Interestingly, one of Tom´s comments is very indicative of this issue. He suggests that ”the generic concept is behaviour – hence, for example, the ‘behavioural sciences’ – we do not speak of the ‘action sciences’ or the ‘practice sciences’: the others are elements of behaviour – actions, activities – or a mode of behaviour – practice”. Later on, Tom writes: ”In my understanding the common phenomenon is human behaviour which is composed of cognitive, physical and social actions, which constitute activities”. Obviously, the assumption that behaviour is a more generic (or common) category than action or practice suggests the existence of a discursive formation that legitimizes behaviour as generic. However, this may not be a value-neutral postulate because all classifications imply values of some kinds. Therefore, classifications tend to be sites of discursive struggles. In the above case, the relationship between generic (behaviour) and specific (practice) is constructed and legitimized within the discourse on behaviour. We may think that in a similar vein, information practice can be constructed as a more specific category than information behavior. Tom´s comment provides support to this assumption: (information) practice is conceived of as an element or mode of (information) behaviour. The power to name of this kind may reflect the view that the concept of information behaviour is fairly well established in information studies, while the concept of information practice is perceived as its challenger.

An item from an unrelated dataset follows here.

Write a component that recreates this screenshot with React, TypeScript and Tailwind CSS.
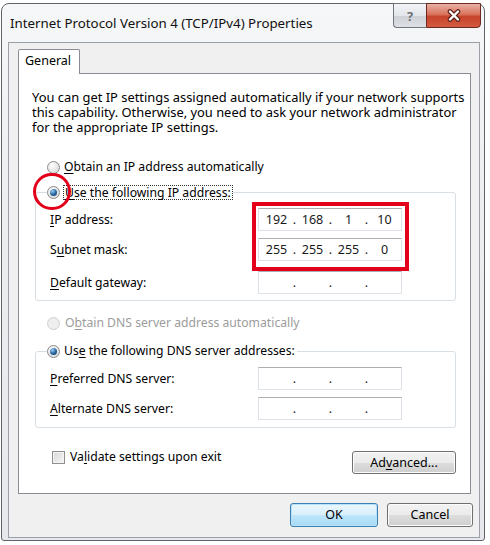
import React from 'react';

const U = ({ children }: { children: React.ReactNode }) => <span className="underline underline-offset-2">{children}</span>;

const Radio = ({ checked = false, disabled = false }: { checked?: boolean; disabled?: boolean }) => (
  <span
    className={`flex h-[13px] w-[13px] shrink-0 items-center justify-center rounded-full border ${
      disabled
        ? 'border-[#cfcfcf] bg-[#efefef]'
        : 'border-[#8a8a8a] bg-[radial-gradient(circle_at_35%_30%,#ffffff,#d2d2d2)]'
    }`}
  >
    {checked && (
      <span className="h-[7px] w-[7px] rounded-full bg-[radial-gradient(circle_at_35%_30%,#9fd0f5,#22609c_55%,#0d3765)]" />
    )}
  </span>
);

const IpField = ({ parts }: { parts?: string[] }) => (
  <div className="flex h-[23px] w-[144px] items-center border border-[#dde2e8] border-t-[#abadb3] bg-white pl-[3px] text-[12.5px] text-[#1a1a1a]">
    {[0, 1, 2, 3].map((i) => (
      <React.Fragment key={i}>
        <span className="w-[29px] text-center">{parts?.[i] ?? ''}</span>
        {i < 3 && <span className="w-[7px] text-center">.</span>}
      </React.Fragment>
    ))}
  </div>
);

const Row = ({ label, parts, className = '' }: { label: React.ReactNode; parts?: string[]; className?: string }) => (
  <div className={`flex h-[23px] items-center ${className}`}>
    <span className="w-[208px]">{label}</span>
    <IpField parts={parts} />
  </div>
);

const Button = ({ children, primary = false, className = '' }: { children: React.ReactNode; primary?: boolean; className?: string }) => (
  <div
    className={`flex items-center justify-center rounded-[3px] border ${
      primary
        ? 'border-[#3c7fb1] bg-[linear-gradient(180deg,#eaf6fd_0%,#d9f0fc_50%,#bee6fd_51%,#a7d9f5_100%)] shadow-[inset_0_0_0_1px_#b6e3fb]'
        : 'border-[#707070] bg-[linear-gradient(180deg,#f2f2f2_0%,#ebebeb_50%,#dddddd_51%,#cfcfcf_100%)] shadow-[inset_0_0_0_1px_#fcfcfc]'
    } ${className}`}
  >
    {children}
  </div>
);

const intro = [
  'You can get IP settings assigned automatically if your network supports',
  'this capability. Otherwise, you need to ask your network administrator',
  'for the appropriate IP settings.',
];

export default function App() {
  return (
    <div className="relative h-[545px] w-[490px] overflow-hidden bg-white pl-[1px] pt-[3px] font-['Noto_Sans',sans-serif] text-[12.2px] leading-[16px] text-black">
      <div className="flex h-[538px] w-[484px] flex-col rounded-t-[8px] rounded-b-[3px] border border-[#60646a] bg-[linear-gradient(180deg,#f6f7f8_0%,#eceef0_40%,#e6e8eb_100%)]">
        {/* title bar */}
        <div className="flex h-[38px] items-start justify-between pl-[8px] pr-[3px]">
          <span className="pt-[11px] text-[13.3px] text-[#111]">Internet Protocol Version 4 (TCP/IPv4) Properties</span>
          <div className="-mt-px flex h-[25px]">
            <div className="flex w-[33px] items-center justify-center rounded-bl-[4px] border border-r-0 border-[#70757c] bg-[linear-gradient(180deg,#f4f5f7_0%,#e2e5e9_50%,#cdd1d6_51%,#dde0e4_100%)] text-[13px] font-bold text-[#6e737a]">
              ?
            </div>
            <div className="flex w-[55px] items-center justify-center rounded-br-[4px] border border-[#6b2a20] bg-[linear-gradient(180deg,#eab2a5_0%,#d9735d_45%,#c7432b_55%,#d35a40_100%)]">
              <svg width="16" height="13" viewBox="0 0 16 13">
                <path d="M4 2.5 L12 10.5 M12 2.5 L4 10.5" stroke="#5b2119" strokeWidth="4.6" strokeLinecap="round" />
                <path d="M4 2.5 L12 10.5 M12 2.5 L4 10.5" stroke="#ffffff" strokeWidth="2.4" strokeLinecap="round" />
              </svg>
            </div>
          </div>
        </div>

        {/* client area */}
        <div className="ml-[6px] mr-[4px] mb-[2px] flex flex-1 flex-col border border-[#9aa0a6] bg-[#f0f0f0] pl-[9px] pr-[8px] pt-[6px]">
          <div className="relative z-10 -mb-px h-[25px] w-[62px] rounded-t-[2px] border border-b-0 border-[#898c95] bg-white pl-[6px] pt-[3px] text-[12.5px]">
            General
          </div>
          <div className="flex h-[421px] flex-col border border-[#898c95] bg-white">
            <div className="ml-[13px] mt-[16px] text-[12.9px]">
              {intro.map((line) => (
                <div key={line} className="flex h-[15px] items-center whitespace-nowrap leading-[13px]">
                  {line}
                </div>
              ))}
            </div>

            <div className="ml-[28px] mt-[24px] flex h-[16px] items-center gap-[4px]">
              <Radio />
              <span>
                <U>O</U>btain an IP address automatically
              </span>
            </div>

            <fieldset className="ml-[16px] mr-[14px] mt-[9px] rounded-[3px] border border-[#d8dfe4] pb-[6px] pl-[14px]">
              <legend className="-ml-[3px] flex h-[16px] items-center gap-[3px]">
                <Radio checked />
                <span className="border border-dotted border-[#333] px-[1px] leading-[13px]">
                  <U>U</U>se the following IP address:
                </span>
              </legend>
              <Row className="mt-[8px]" label={<><U>I</U>P address:</>} parts={['192', '168', '1', '10']} />
              <Row className="mt-[7px]" label={<>S<U>u</U>bnet mask:</>} parts={['255', '255', '255', '0']} />
              <Row className="mt-[10px]" label={<><U>D</U>efault gateway:</>} />
            </fieldset>

            <div className="ml-[28px] mt-[14px] flex h-[16px] items-center gap-[5px] text-[#9c9c9c]">
              <Radio disabled />
              <span>
                O<U>b</U>tain DNS server address automatically
              </span>
            </div>

            <fieldset className="ml-[16px] mr-[14px] mt-[12px] rounded-[3px] border border-[#d8dfe4] pb-[7px] pl-[14px]">
              <legend className="-ml-[3px] flex h-[16px] items-center gap-[4px] pr-[2px]">
                <Radio checked />
                <span>
                  Us<U>e</U> the following DNS server addresses:
                </span>
              </legend>
              <Row className="mt-[8px]" label={<><U>P</U>referred DNS server:</>} />
              <Row className="mt-[7px]" label={<><U>A</U>lternate DNS server:</>} />
            </fieldset>

            <div className="ml-[33px] mr-[14px] mt-[21px] flex items-start justify-between">
              <div className="flex h-[16px] items-center gap-[5px]">
                <span className="h-[13px] w-[13px] border border-[#8f8f8f] bg-[linear-gradient(135deg,#d8d8d8,#f6f6f6)] shadow-[inset_0_0_0_1px_#f4f4f4]" />
                <span>
                  Va<U>l</U>idate settings upon exit
                </span>
              </div>
              <Button className="mt-[2px] h-[23px] w-[104px] text-[12.5px]">
                <span>
                  Ad<U>v</U>anced...
                </span>
              </Button>
            </div>
          </div>

          <div className="-mr-[2px] mt-[9px] flex justify-end gap-[9px] text-[12.5px]">
            <Button primary className="h-[24px] w-[88px]">
              OK
            </Button>
            <Button className="h-[24px] w-[86px]">Cancel</Button>
          </div>
        </div>
      </div>

      {/* annotations */}
      <div className="absolute left-[33px] top-[173px] h-[37px] w-[38px] rounded-full border-[3px] border-[#e3001b]" />
      <div className="absolute left-[252px] top-[202px] h-[69px] w-[157px] border-4 border-[#e3001b]" />
    </div>
  );
}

Tom provides useful clarifications to the issue of behaviourism. I will not comment on it here because as a whole, behaviourism seems to be a secondary theme with regard to the characterization of information behaviour. Instead of behaviourism, it might be more fruitful to shift attention to behavioural sciences and reflect in greater depth on how to characterize the attribute ”behavioural” related to information. However, thinking Tom´s reply, I found more interesting his critique towards the practice theories. Tom writes: ”The difficulty that practice theorists have is that by deliberately opposing the concept of behaviour, they lose all possibility of developing a distinctive, coherent theory”. Again, we may identify a site of discursive struggle here. However, as to the development of the theory projects of Bourdieu and Giddens, for example, it seems to me that they have not primarily been driven by the motive of ”deliberately opposing the concept of behaviour”. Rather, Bourdieu and Giddens were interested in renewing sociological theory by proposing conceptions such as habitus and structuration.

I agree with Tom´s view that the current practice theories are far from coherent. On the other hand, this criticism may be applicable to the theories of behaviour as well. Which of them would be most relevant for the development of the models of information behaviour? There may be no obvious candidates. Tom asks a similar question: ”if we are to adopt ‘practice’ in place of ‘behaviour’ – which theory of practice will we use, and how will we use it to explore what I call ‘information behaviour?

I employed Schatzki´s practice theory and in my view it provides a useful framework for the conceptualization of everyday information practices. However, in my view, we should not substitute practice for behaviour in the above context. Both information behaviour and information practice can be constructed as equally legitimate, without attempting to reduce one to another. In fact, Tom provides constructive examples of how to define practice in its own right as customary or habitual activity. On the other hand, he writes: ”I do not view behaviour and practice as being in opposition, but neither do I view them as having equal theoretical status”. This suggests that in the end, behaviour should be given a privileged status over practice because the former is the generic and common phenomenon. Interestingly, in this way we are back with questions of power to name.

Tom concludes his reply with a request: ”if we are to use practice as an analytical concept we need to define it rigorously – not for all time, of course, but at least for the purposes of any given investigation”. This suggestion is highly relevant and it might be broadened to include information behaviour, too. Thus, researchers should not take any umbrella concepts as given. To this end, they should generate a self-reflexive and critical attitude to the definition and justification of concepts. This attitude is highly desirable, independent whether researchers prefer information behaviour or information practice as an umbrella concept that reflects best their meta-theoretical and methodological commitments.

1 comment:

  1. A fascinating debate :)

    I was interested in Reojo's last statement that researchers should:

    "...prefer information behaviour or information practice as an umbrella concept that reflects best their meta-theoretical and methodological commitments."

    My tentative view is that in practice much of the research conducted within the two different concepts doesn't differ in any significant way (ontologically, epistemologically or methodologically). Indeed, I thought that Practice Theory in its home discipline of sociology is in it’s nature a ‘broad church’ encompassing a wide range of meta-theoretical and methodological perspectives?